Dalam putusannya, majelis hakim menghukum kelima tergugat agar melakukan sejumlah langkah untuk memperbaiki kualitas udara di Jakarta.
Majelis hakim menghukum Presiden untuk menetapkan baku mutu udara ambien nasional yang cukup untuk melindungi kesehatan manusia, lingkungan, dan ekosistem.
Dari ketiga komponen tersebut, termasuk juga di dalamnya kesehatan populasi yang sensitif berdasarkan pada perkembangan ilmu pengetahuan dan teknologi.
Majelis hakim juga menghukum Menteri Lingkungan Hidup dan Kehutanan agar melakukan supervisi terhadap Gubernur DKI Jakarta, Gubernur Banten, dan Gubernur Jawa Barat dalam melakukan inventarisasi emisi lintas batas ketiga provinsi.
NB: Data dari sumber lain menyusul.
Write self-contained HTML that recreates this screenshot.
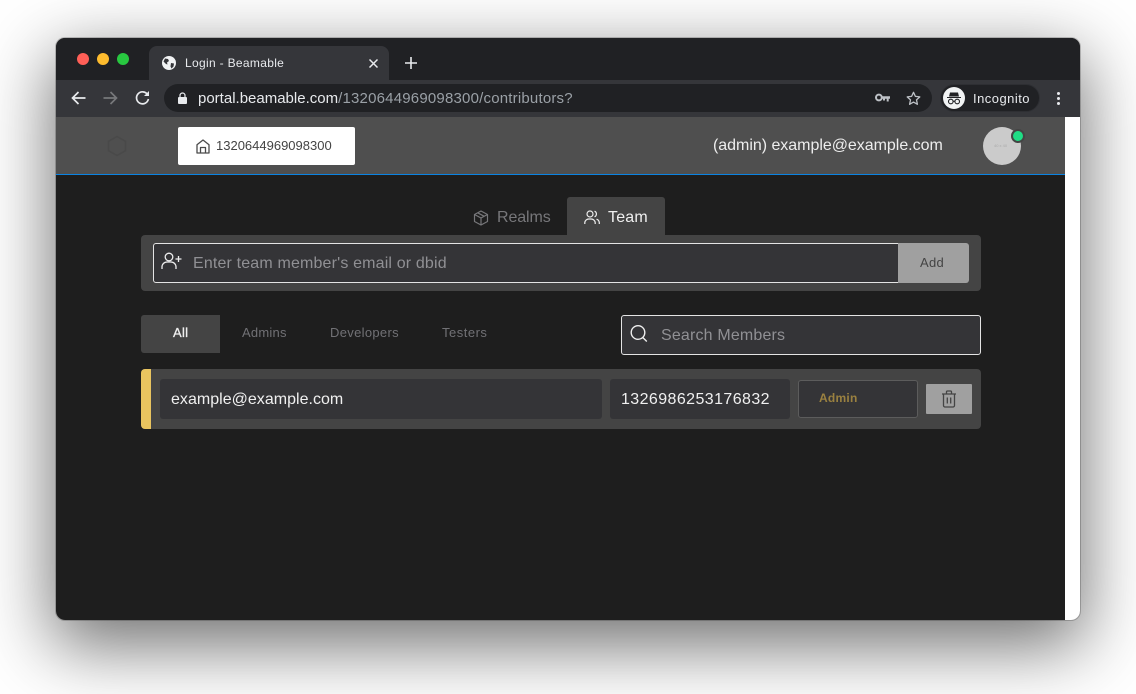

Majelis hakim juga menghukum Gubernur DKI Jakarta untuk melakukan pengawasan terhadap ketaatan setiap orang mengenai ketentuan perundang-undangan di bidang pengendalian pencemaran udara dan atau ketentuan dokumen lingkungan hidup.
Atas kemenangan ini, warga menanti pemerintah segera menjalankan amanah putusan pengadilan.
Pada Oktober 2022, warga telah memenangkan perkara atas gugatan polusi udara di Jakarta setelah Pengadilan Tinggi (PT) DKI Jakarta menguatkan putusan atau vonis Pengadilan Negeri (PN) Jakarta Pusat.
Dikutip dari Kompas.id, Elisa Sutanudjaja, sebagai perwakilan warga penggungat dari Koalisi Ibu Kota menyayangkan langkah lambat pemerintah dalam mengimplementasikan keputusan pengadilan tersebut.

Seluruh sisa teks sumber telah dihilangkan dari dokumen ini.